Great article Barbara, I learned a few things from a it that I didn't know from when we were there. I love the Sheldrick Wildlife Trust and what they do for the rescued Elephants and all the Wildlife in their care.

i am a proud Sponsor of four of the Ellie's and Maxwell the Rhino, I will continue to sponsor them as long as I am able. 

Thank you for such beautiful and informative article.

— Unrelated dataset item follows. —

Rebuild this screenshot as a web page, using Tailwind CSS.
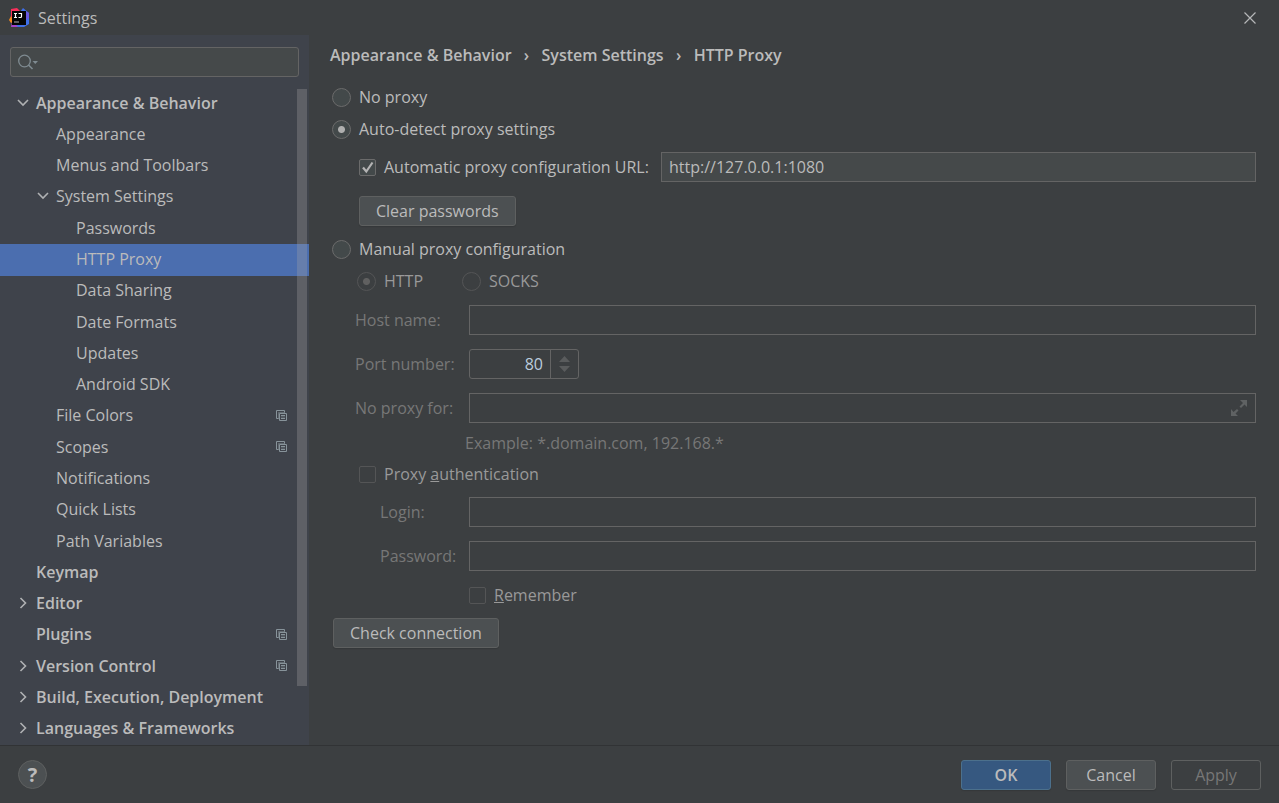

Barbara, this is such an excellent article and perfectly describes our encounters with the orphan elephants at the three Sheldrick units we visited. Thank you for writing it, for bringing back such wonderful memories and for presenting the Sheldrick Wildlife Trust to the word in such a passionate way. 


Thank you, Dorothy!


Thank you, Betty!


What a great, informative article!  As I started reading, I was concerned about reintegration, fearing that elephants might become too dependent on their human "keepers" to return to the wild. Then I was so impressed by their reintegration process...how "keepers" assisted with that. I am donating right now!


After reading your excellent article, I feel like living in a neighborhood of elephants could not only be educational but fun!


Thank you Dorothy!  Your article well describes this fantastic organization.  We visited the Nursery in 2004, and wish so much we could return, but fostering Malkia and Kiko helps keep us connected.

 


Hi Linda, just wanted you to know the article was written by Barbara Moritsch, she and I were on the same trip last year in October, I just shared it because it's such a great article.

Happy to hear you also sponsor Kiko and MalKia was able to see Kiko when we were there.